━━━━━ AVAILABLE DATA

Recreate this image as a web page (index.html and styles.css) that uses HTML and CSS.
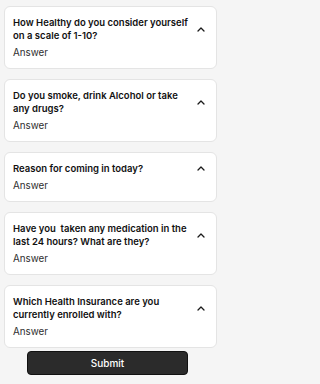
FILE: index.html
```html
<!DOCTYPE html>
<html>
<head>
<meta charset="utf-8">
<link rel="stylesheet" href="styles.css">
</head>
<body>
<main class="page">
  <section class="card">
    <div class="head">
      <h2 class="q">How Healthy do you consider yourself on a scale of 1-10?</h2>
      <svg class="chev" viewBox="0 0 8 5"><path d="M1 4L4 1L7 4"/></svg>
    </div>
    <p class="ans">Answer</p>
  </section>
  <section class="card">
    <div class="head">
      <h2 class="q">Do you smoke, drink Alcohol or take any drugs?</h2>
      <svg class="chev" viewBox="0 0 8 5"><path d="M1 4L4 1L7 4"/></svg>
    </div>
    <p class="ans">Answer</p>
  </section>
  <section class="card">
    <div class="head">
      <h2 class="q">Reason for coming in today?</h2>
      <svg class="chev" viewBox="0 0 8 5"><path d="M1 4L4 1L7 4"/></svg>
    </div>
    <p class="ans">Answer</p>
  </section>
  <section class="card">
    <div class="head">
      <h2 class="q">Have you&nbsp; taken any medication in the last 24 hours? What are they?</h2>
      <svg class="chev" viewBox="0 0 8 5"><path d="M1 4L4 1L7 4"/></svg>
    </div>
    <p class="ans">Answer</p>
  </section>
  <section class="card">
    <div class="head">
      <h2 class="q">Which Health Insurance are you currently enrolled with?</h2>
      <svg class="chev" viewBox="0 0 8 5"><path d="M1 4L4 1L7 4"/></svg>
    </div>
    <p class="ans">Answer</p>
  </section>
  <div class="actions">
    <button class="submit" type="button">Submit</button>
  </div>
</main>
</body>
</html>
```
FILE: styles.css
```css
html, body {
  margin: 0;
  padding: 0;
  background: #f5f5f5;
}
body {
  font-family: Inter, "Noto Sans", sans-serif;
  color: #1a1a1a;
}
.page {
  box-sizing: border-box;
  width: 222px;
  display: flex;
  flex-direction: column;
  gap: 10px;
  padding: 6px 5px 0 4px;
}
.card {
  background: #fff;
  border: 1px solid #e4e4e4;
  border-radius: 6px;
  padding: 9px 10px 9px 8px;
  display: flex;
  flex-direction: column;
  gap: 4px;
}
.head {
  display: flex;
  align-items: center;
  gap: 8px;
}
.q {
  flex: 1;
  margin: 0;
  font-size: 9.5px;
  line-height: 13px;
  font-weight: 600;
  color: #111;
}
.chev {
  width: 8px;
  height: 5px;
  flex: none;
  margin-right: 1px;
}
.chev path {
  fill: none;
  stroke: #1a1a1a;
  stroke-width: 1.3;
  stroke-linecap: round;
  stroke-linejoin: round;
}
.ans {
  margin: 0;
  font-size: 9.8px;
  line-height: 13px;
  color: #2e2e2e;
}
.actions {
  display: flex;
  margin-top: -7px;
}
.submit {
  width: 161px;
  height: 24px;
  margin-left: 23px;
  border: 1px solid #111;
  border-radius: 4px;
  background: #2b2b2b;
  color: #fff;
  font-family: Inter, "Noto Sans", sans-serif;
  font-size: 10px;
  font-weight: 500;
}
```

━━━━━━━━━━

List every line above that contains the word "styles".

■ **ANSWER TO THE TASK**
Recreate this image as a web page (index.html and styles.css) that uses HTML and CSS.
<link rel="stylesheet" href="styles.css">
FILE: styles.css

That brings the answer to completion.